Channel catfish hadn’t been studied intensively in Manitoba, despite the province’s well-justified reputation as one of the top catfish destinations in North America.
“It was like, ‘Well, I can come up and have a look,’ and it snowballed from there,” Pegg told the Herald in 2015. Much of the funding has come from the Manitoba Fish and Wildlife Enhancement Fund.
To date, about 15,000 channel catfish have been tagged as part of the research project, Siddons said. The study has been of special interest in the Grand Forks area, where Siddons says nearly 300 tag returns have been reported, in some cases multiple times.
Grand Forks catfish guide Brad Durick has reported nearly 40 of the tagged fish in his boat alone.
Siddons, who wrote his master’s thesis based on the tagging study, has worked on the Manitoba portion of the Red River since the first year of the study in 2012. A Tennessee native, he said the perfect job would be working summers in Manitoba and somewhere warmer in the winter.
Chance-Ossowski, a Nebraska native and avid catfish angler, said he’d never fished the Manitoba side of the Red River until getting the opportunity to work on the river as part of the UNL study.
The researchers have used hoop nets to catch cats, but hook-and-line fishing also is a key capture technique, not to mention a good chance to mix work and pleasure in the name of research.
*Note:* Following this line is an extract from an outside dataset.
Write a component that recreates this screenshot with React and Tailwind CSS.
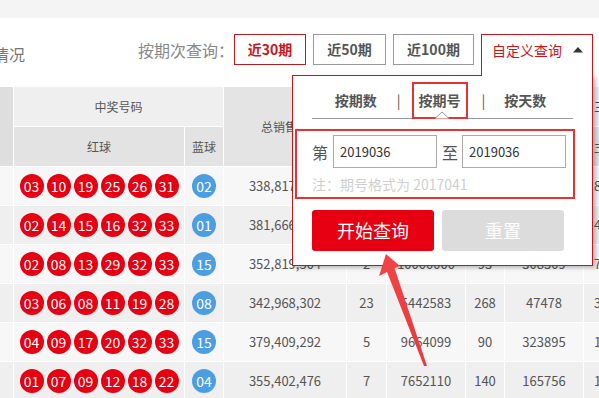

Tough job, as the old saying goes, but someone has to do it.
“I’ve always seen pictures of the catfish in Manitoba and had aspirations to make a trip to the Red River,” Chance-Ossowski said. “Pictures alone simply do not do the fishery justice until you are able to experience it firsthand.”
The Canadian cats definitely run bigger than the fish he catches back home in Nebraska or in Kansas where he previously interned, Chance-Ossowski said.
“I realized quickly that if you anchored at any location, from Selkirk to the Lockport Dam, you can catch 33- to 38-inch catfish that are well over 15 years old,” he said. “While angling in Nebraska and Kansas is still excellent, you are catching younger year-classes of channel catfish—24- to 30-inch fish—with 32-inch fish being caught on occasion, as well.”
Monday was the last day on the water for Siddons and Chance-Ossowski, and they’re now back in Nebraska exploring career opportunities.
From tagging fish to implanting ultrasonic transmitters, tracking the fish and meeting anglers, the experience the two researchers gained working on the Red River should benefit their job hunts.
“It has opened my eyes to the dynamics of a trophy catfish fishery and just how far a fish can and will move if given the opportunity,” Chance-Ossowski said.
Now that he’s fished the Red in the name of research, Chance-Ossowski says he definitely plans to come back in the name of recreation.
“As a lifetime catfish angler and fisheries researcher, the Red River will always be heaven on earth to me and a destination any catfish angler should make if given the opportunity,” he said.